■ **Brief**
Go through the material and pull out every line with the string "this" in it.

■ **Material**
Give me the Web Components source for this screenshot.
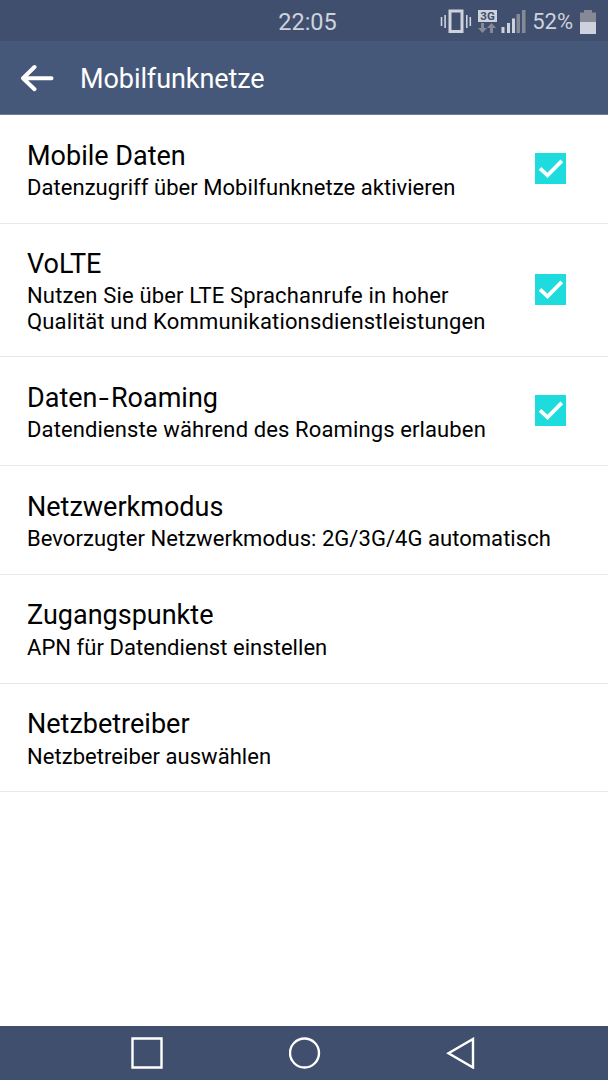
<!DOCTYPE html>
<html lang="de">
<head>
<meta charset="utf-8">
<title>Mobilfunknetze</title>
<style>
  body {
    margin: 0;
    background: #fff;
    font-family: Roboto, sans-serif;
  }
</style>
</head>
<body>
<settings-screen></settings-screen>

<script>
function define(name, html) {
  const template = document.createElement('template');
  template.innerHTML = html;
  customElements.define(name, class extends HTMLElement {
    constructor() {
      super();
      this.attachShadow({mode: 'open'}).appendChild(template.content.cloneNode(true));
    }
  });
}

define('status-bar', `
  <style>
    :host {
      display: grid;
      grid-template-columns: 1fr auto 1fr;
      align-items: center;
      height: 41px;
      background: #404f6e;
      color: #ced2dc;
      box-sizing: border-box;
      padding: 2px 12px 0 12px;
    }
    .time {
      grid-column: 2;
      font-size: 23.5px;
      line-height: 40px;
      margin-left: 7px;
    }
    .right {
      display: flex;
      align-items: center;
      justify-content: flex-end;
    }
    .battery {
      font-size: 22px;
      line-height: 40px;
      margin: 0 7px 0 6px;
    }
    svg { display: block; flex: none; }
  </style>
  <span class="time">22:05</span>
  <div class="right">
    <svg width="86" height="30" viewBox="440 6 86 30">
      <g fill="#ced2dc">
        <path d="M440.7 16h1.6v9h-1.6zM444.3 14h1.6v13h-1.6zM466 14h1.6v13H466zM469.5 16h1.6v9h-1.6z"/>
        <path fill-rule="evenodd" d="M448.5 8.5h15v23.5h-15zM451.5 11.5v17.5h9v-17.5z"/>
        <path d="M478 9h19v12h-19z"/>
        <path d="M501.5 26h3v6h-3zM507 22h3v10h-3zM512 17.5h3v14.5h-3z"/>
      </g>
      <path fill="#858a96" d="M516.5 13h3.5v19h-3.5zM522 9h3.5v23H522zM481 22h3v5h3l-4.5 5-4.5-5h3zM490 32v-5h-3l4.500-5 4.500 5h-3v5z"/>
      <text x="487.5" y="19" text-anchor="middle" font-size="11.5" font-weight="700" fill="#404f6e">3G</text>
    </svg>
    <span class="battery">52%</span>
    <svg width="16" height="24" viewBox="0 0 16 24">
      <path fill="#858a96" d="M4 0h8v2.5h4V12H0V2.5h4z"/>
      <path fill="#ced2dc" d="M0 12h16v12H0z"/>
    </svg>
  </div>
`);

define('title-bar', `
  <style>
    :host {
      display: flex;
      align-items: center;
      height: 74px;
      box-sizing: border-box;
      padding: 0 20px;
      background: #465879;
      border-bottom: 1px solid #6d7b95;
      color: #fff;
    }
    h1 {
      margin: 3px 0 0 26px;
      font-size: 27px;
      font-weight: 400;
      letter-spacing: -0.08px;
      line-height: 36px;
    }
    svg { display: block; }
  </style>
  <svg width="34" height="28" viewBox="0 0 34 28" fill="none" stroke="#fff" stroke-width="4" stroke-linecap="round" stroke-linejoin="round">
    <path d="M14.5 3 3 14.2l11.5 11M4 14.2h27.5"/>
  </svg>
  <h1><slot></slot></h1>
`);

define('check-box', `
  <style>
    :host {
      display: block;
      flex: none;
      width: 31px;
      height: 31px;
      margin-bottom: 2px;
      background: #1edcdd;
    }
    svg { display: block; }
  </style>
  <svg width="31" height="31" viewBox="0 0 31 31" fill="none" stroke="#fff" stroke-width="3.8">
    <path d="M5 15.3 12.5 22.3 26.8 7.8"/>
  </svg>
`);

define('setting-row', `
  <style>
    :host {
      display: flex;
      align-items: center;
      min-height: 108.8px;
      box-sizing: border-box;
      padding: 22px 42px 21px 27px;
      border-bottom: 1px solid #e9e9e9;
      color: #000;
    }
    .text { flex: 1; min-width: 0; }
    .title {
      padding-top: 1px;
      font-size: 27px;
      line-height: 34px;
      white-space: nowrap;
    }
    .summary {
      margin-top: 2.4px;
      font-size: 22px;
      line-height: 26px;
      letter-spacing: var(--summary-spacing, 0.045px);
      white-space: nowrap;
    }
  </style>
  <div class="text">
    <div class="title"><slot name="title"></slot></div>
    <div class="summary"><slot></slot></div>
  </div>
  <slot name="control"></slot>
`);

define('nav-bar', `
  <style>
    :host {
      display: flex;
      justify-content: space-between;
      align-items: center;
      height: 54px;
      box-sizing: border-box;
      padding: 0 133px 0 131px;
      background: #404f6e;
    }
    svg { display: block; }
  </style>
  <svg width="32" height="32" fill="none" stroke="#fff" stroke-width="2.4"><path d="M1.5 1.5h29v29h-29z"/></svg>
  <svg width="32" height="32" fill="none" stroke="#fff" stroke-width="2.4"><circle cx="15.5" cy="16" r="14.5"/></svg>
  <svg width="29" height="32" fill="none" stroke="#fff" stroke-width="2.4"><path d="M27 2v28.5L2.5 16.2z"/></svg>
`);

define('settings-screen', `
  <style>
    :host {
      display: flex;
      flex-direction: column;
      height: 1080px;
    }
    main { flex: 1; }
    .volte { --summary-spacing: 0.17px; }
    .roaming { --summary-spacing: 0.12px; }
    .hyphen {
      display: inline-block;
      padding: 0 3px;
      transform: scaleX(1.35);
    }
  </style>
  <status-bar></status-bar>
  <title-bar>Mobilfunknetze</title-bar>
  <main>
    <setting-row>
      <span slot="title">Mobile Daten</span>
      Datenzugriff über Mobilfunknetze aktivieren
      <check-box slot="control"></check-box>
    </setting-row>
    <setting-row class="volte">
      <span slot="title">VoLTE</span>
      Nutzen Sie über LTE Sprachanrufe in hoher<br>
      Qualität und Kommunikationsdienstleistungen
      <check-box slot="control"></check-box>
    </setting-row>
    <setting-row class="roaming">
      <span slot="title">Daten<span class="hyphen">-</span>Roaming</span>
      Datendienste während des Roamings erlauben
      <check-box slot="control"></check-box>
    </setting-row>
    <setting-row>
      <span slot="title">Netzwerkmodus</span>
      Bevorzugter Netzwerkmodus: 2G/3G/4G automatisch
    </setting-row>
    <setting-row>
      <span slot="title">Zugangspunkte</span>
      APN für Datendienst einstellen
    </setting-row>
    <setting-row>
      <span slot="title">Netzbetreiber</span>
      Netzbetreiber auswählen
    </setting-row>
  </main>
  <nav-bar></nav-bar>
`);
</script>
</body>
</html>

■ **The answer**
Give me the Web Components source for this screenshot.
      this.attachShadow({mode: 'open'}).appendChild(template.content.cloneNode(true));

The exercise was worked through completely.